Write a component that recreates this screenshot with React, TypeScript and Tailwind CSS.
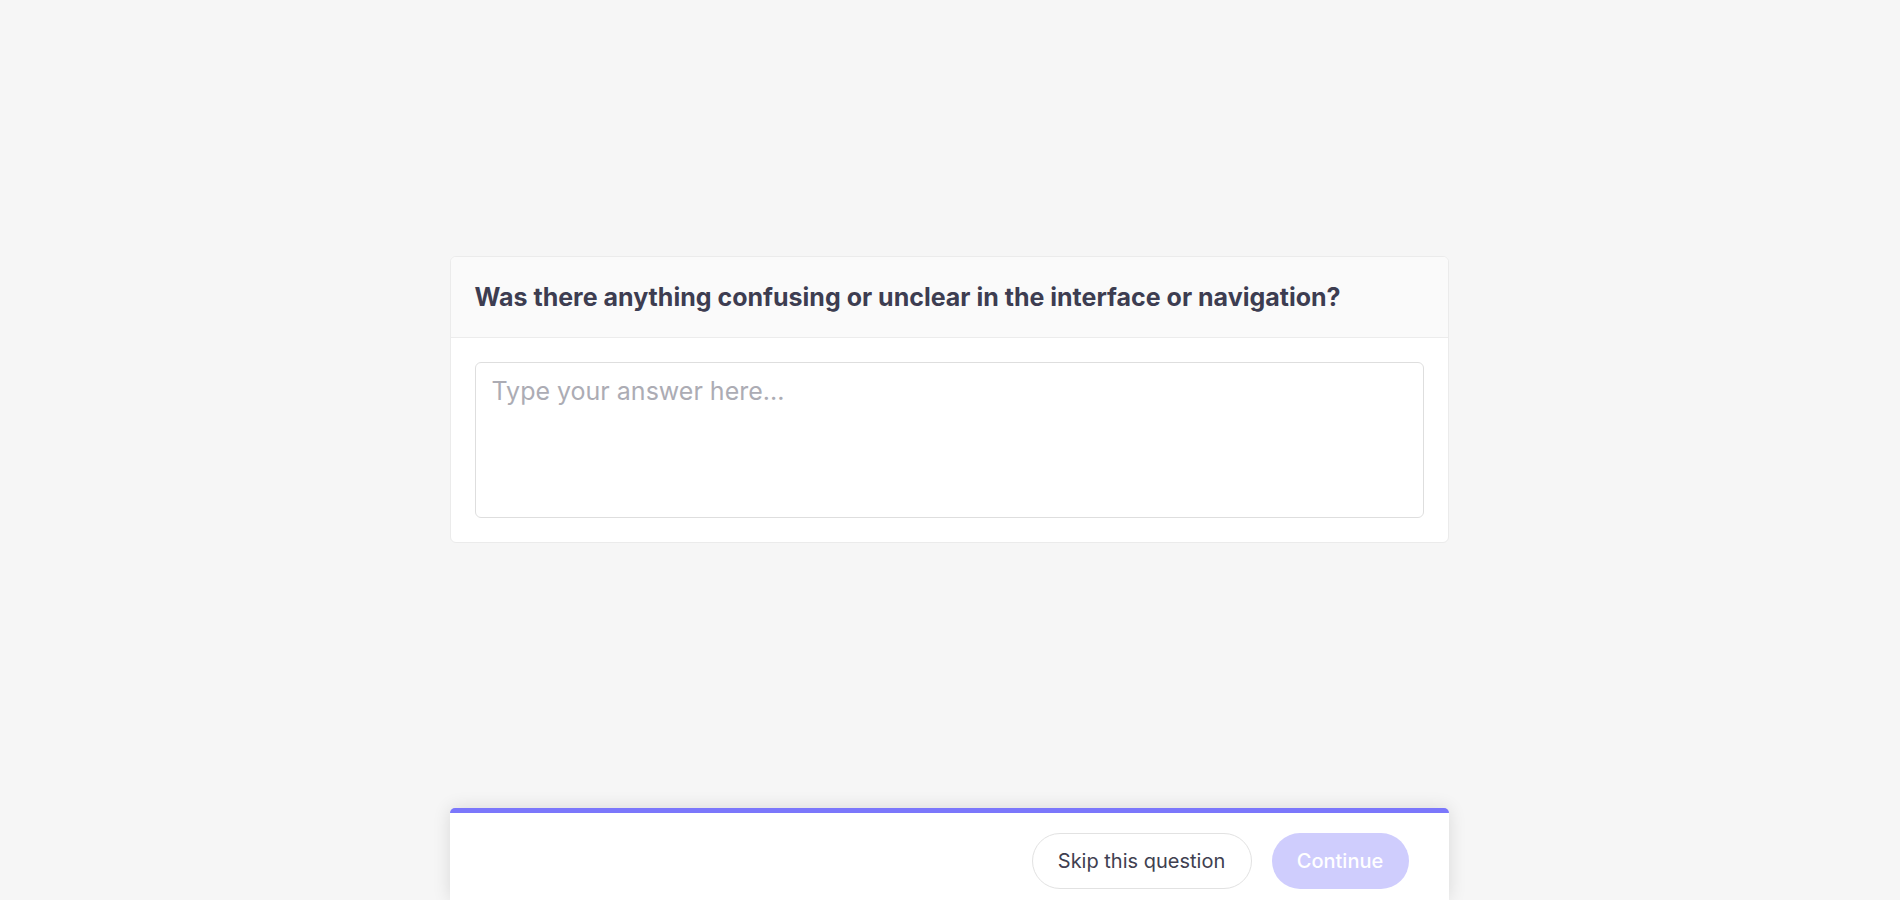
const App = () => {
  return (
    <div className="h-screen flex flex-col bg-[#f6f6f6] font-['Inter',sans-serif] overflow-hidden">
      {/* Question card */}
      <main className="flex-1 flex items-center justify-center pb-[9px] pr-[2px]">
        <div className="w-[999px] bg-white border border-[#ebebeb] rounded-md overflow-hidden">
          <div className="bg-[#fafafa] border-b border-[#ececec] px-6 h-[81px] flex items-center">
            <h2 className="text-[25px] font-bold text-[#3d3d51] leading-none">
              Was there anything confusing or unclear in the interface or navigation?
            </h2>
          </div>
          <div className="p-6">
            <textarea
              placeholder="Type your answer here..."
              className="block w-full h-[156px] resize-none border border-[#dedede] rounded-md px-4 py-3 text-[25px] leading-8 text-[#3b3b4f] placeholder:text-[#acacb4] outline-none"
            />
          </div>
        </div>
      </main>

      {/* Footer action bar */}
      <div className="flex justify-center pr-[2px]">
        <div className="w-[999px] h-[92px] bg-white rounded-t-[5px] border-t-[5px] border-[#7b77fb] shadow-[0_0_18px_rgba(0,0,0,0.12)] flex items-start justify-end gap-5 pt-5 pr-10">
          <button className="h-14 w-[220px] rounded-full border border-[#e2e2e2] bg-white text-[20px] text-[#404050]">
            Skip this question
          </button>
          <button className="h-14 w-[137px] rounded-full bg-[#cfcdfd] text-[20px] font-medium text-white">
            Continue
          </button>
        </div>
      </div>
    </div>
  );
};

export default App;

__________

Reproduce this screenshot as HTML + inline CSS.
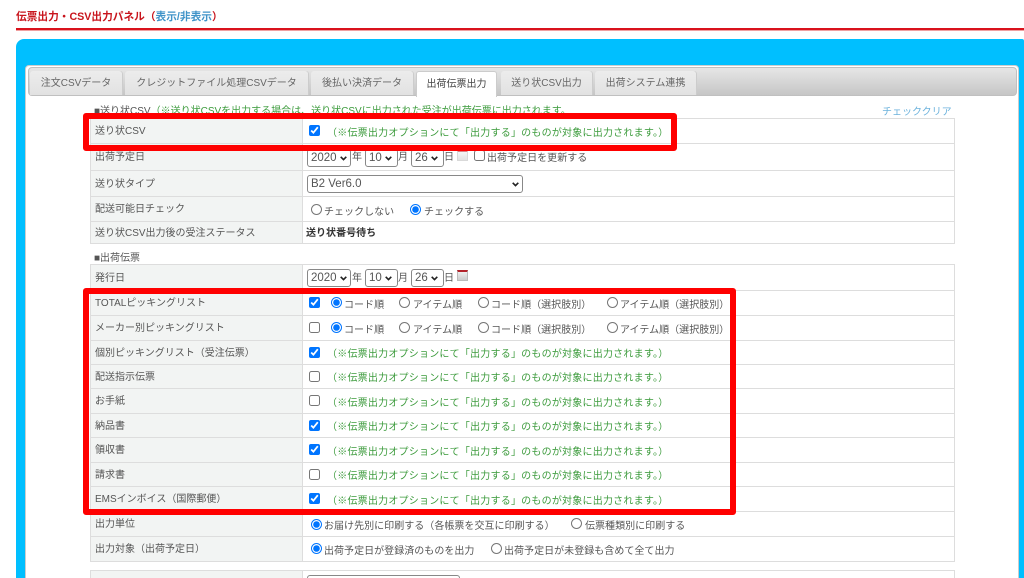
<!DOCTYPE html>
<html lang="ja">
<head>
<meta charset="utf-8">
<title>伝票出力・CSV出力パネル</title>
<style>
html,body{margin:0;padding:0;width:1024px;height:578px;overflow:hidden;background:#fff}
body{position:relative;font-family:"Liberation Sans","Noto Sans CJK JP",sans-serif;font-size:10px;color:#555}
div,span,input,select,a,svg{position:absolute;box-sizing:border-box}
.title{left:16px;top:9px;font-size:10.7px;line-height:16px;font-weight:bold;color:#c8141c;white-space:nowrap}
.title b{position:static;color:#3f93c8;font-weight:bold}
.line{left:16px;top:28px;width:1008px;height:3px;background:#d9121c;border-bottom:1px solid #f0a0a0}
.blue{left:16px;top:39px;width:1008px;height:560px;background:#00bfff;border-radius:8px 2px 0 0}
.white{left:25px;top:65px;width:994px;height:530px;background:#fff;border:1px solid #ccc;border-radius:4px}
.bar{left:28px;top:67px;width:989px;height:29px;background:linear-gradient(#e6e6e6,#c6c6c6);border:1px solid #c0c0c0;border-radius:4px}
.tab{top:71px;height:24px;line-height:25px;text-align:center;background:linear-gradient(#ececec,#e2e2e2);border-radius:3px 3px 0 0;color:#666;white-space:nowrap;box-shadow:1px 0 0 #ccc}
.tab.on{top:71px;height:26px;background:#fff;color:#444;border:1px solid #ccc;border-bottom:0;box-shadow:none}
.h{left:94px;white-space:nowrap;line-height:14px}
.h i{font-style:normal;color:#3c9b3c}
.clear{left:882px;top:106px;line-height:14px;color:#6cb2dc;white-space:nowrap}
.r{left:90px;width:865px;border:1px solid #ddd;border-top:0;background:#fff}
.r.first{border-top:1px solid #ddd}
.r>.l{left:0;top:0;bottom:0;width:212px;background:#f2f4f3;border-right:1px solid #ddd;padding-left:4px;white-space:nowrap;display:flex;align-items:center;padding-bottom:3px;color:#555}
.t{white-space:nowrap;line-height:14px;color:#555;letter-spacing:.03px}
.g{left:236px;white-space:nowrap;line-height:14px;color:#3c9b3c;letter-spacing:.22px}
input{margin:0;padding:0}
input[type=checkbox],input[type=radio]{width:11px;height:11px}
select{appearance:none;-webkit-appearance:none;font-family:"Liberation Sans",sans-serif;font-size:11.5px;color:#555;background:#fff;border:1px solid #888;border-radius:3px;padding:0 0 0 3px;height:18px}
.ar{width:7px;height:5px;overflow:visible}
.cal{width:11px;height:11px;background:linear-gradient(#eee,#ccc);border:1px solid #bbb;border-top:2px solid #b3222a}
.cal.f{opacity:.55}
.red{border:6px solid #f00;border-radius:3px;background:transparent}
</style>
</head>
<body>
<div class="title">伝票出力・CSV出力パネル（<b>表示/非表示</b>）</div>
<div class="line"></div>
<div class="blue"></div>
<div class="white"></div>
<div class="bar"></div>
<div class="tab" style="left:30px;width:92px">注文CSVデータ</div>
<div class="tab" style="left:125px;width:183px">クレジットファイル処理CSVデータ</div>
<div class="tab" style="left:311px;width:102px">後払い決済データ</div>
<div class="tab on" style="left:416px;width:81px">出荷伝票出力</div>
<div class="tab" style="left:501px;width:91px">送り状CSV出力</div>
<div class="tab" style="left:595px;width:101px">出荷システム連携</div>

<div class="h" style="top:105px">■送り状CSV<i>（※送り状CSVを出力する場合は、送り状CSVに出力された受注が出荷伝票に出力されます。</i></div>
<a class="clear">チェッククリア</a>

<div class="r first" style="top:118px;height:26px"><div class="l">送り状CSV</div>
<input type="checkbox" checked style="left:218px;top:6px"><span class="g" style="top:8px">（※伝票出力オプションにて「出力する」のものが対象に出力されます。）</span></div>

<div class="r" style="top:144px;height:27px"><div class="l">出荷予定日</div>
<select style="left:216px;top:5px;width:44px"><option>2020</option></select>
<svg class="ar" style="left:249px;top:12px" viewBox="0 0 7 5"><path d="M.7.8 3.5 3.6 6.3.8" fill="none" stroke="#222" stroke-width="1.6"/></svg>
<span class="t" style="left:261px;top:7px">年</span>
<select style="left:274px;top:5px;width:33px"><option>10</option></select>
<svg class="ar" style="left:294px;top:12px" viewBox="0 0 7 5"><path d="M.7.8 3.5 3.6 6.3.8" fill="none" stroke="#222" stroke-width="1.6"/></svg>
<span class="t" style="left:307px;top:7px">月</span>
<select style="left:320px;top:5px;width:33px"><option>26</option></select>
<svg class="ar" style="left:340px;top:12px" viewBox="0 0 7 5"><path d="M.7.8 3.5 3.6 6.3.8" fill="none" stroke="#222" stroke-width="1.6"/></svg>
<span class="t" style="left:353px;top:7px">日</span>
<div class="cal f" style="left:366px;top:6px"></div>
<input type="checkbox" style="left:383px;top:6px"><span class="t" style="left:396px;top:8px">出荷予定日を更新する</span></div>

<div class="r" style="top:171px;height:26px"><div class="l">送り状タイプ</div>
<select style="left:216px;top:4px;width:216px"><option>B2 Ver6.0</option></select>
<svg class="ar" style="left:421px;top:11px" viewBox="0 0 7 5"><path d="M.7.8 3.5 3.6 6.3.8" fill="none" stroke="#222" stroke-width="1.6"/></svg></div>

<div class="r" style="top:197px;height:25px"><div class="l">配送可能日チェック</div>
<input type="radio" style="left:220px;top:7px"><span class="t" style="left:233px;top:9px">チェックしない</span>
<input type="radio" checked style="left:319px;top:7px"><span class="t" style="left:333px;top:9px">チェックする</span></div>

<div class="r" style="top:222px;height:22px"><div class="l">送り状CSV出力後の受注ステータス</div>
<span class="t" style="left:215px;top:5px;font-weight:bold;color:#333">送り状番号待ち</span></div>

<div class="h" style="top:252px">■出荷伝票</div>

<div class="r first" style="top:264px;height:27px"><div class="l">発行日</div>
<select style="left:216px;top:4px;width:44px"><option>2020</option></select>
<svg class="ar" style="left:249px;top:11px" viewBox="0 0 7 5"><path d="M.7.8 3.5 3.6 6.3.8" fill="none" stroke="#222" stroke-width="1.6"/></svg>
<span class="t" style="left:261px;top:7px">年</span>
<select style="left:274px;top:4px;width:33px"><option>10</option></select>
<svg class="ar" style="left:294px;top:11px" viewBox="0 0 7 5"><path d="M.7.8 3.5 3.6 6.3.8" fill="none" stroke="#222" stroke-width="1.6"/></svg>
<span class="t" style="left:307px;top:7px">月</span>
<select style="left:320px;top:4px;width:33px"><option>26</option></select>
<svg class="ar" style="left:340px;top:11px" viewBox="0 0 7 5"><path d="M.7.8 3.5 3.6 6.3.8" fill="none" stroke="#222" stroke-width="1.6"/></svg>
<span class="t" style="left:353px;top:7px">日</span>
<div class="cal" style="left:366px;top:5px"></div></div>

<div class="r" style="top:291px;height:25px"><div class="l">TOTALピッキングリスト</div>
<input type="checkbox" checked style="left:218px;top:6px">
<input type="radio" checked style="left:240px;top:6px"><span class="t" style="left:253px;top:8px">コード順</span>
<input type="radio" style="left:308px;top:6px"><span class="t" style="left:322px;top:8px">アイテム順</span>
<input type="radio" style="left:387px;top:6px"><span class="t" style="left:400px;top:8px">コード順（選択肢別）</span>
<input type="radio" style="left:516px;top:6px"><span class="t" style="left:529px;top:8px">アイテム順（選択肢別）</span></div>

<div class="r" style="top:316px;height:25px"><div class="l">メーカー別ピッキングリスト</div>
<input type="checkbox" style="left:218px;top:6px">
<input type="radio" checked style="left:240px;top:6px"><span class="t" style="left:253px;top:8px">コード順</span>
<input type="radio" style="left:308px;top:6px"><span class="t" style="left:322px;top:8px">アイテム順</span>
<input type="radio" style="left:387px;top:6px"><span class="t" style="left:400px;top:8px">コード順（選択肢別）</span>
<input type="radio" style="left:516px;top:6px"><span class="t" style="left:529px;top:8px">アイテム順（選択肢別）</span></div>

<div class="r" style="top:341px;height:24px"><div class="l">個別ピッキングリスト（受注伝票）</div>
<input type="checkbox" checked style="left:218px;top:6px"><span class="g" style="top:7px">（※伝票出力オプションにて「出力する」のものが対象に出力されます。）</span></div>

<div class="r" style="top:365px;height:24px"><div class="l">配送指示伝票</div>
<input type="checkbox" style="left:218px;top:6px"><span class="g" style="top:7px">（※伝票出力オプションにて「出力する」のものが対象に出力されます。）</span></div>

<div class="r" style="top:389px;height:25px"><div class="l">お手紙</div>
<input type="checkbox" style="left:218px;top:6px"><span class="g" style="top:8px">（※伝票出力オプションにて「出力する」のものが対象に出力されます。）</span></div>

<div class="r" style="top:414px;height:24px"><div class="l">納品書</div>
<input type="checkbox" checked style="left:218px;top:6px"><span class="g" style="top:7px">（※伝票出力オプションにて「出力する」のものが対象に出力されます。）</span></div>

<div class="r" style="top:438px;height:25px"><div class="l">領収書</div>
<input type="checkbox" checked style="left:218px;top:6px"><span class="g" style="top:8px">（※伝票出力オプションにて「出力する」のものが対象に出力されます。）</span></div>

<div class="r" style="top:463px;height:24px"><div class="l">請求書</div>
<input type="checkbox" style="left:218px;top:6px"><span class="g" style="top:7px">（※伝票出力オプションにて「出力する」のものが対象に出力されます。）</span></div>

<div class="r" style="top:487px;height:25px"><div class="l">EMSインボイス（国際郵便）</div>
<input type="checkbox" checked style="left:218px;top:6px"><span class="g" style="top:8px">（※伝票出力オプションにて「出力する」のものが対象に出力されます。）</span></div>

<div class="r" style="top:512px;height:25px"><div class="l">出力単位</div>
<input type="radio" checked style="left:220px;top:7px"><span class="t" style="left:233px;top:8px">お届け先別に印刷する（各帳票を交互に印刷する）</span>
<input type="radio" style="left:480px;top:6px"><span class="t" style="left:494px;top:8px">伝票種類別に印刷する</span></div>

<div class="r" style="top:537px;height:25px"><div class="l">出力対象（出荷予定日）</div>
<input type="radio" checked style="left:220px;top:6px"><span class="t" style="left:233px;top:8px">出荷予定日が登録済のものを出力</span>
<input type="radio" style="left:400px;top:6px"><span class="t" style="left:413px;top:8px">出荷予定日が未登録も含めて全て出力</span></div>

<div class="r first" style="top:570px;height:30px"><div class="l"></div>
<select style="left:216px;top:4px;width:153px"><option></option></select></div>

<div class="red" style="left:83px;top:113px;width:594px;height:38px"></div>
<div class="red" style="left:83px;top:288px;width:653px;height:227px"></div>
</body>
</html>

__________

WHAT THIS TASK INVOLVES: Within the entries above, how many lines contain "screenshot"? Respond with the number only.

THE ANSWER: 2